After silicon, aluminum is the most abundant metallic substance in the Earth’s crust, accounting for about 8 per cent of its weight. However, whereas other metals (such as silver and gold) can sometimes be found in rich, highly concentrated geological formations, aluminum is typically mixed with a variety of other rocks and minerals. In addition, the element is often fused with oxygen to make aluminum oxide. Rock with high concentrations of aluminum is known as bauxite.
In 1886, Pittsburgh-based inventor Charles Hall and French inventor Paul Héroult independently developed the process for extracting aluminum from bauxite that is still in use today. The process involves heating bauxite to extract aluminum oxide, which is then dumped into a chemical solution and charged with a high-voltage electrical current. For the first time in history, aluminum could now be mass-produced and made commercially available.
Alcoa and the Northern Aluminum Company
In 1888, Charles Hall and businessman Arthur Davis founded the Pittsburgh Reduction Company, which later became the Aluminum Company of America, or Alcoa. Aluminum, as a relatively light and corrosion-resistant metal, proved valuable for the production of several commodities including bicycle parts, car parts, lithographic plates and cooking utensils. Pure aluminum is also highly conductive, and has been used to make electrical cables since the late 1800s.

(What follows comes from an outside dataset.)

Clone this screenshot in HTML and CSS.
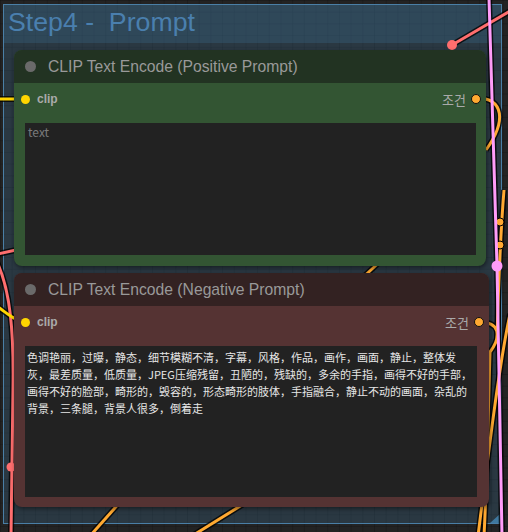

Despite aluminum’s growing market applications, Alcoa struggled to find an affordable source for the large quantities of electricity required in the extraction process. In its first eight years, it moved its factory from Pittsburgh to New Kensington, Pennsylvania, and then to Niagara Falls, New York.
Hall and Davis soon decided to expand their manufacturing operations into Canada, and in 1899, they began constructing an aluminum smelter and hydroelectric generator in Shawinigan, Québec. Though the location was sparsely populated and extremely far from existing bauxite mines (which were at that time located in the southern United States), it offered two key geographical features: first, the Saguenay River was powerful enough to supply their energy needs, and secondly, it fed into the St. Lawrence River, providing easy access to the Atlantic Ocean and its shipping routes.
Three years later, the partners established the Northern Aluminum Company Limited, as the Canadian subsidiary of Alcoa. Hall and Davis were registered as executive officers of the new company, while Pittsburgh banker Richard Mellon was appointed its president.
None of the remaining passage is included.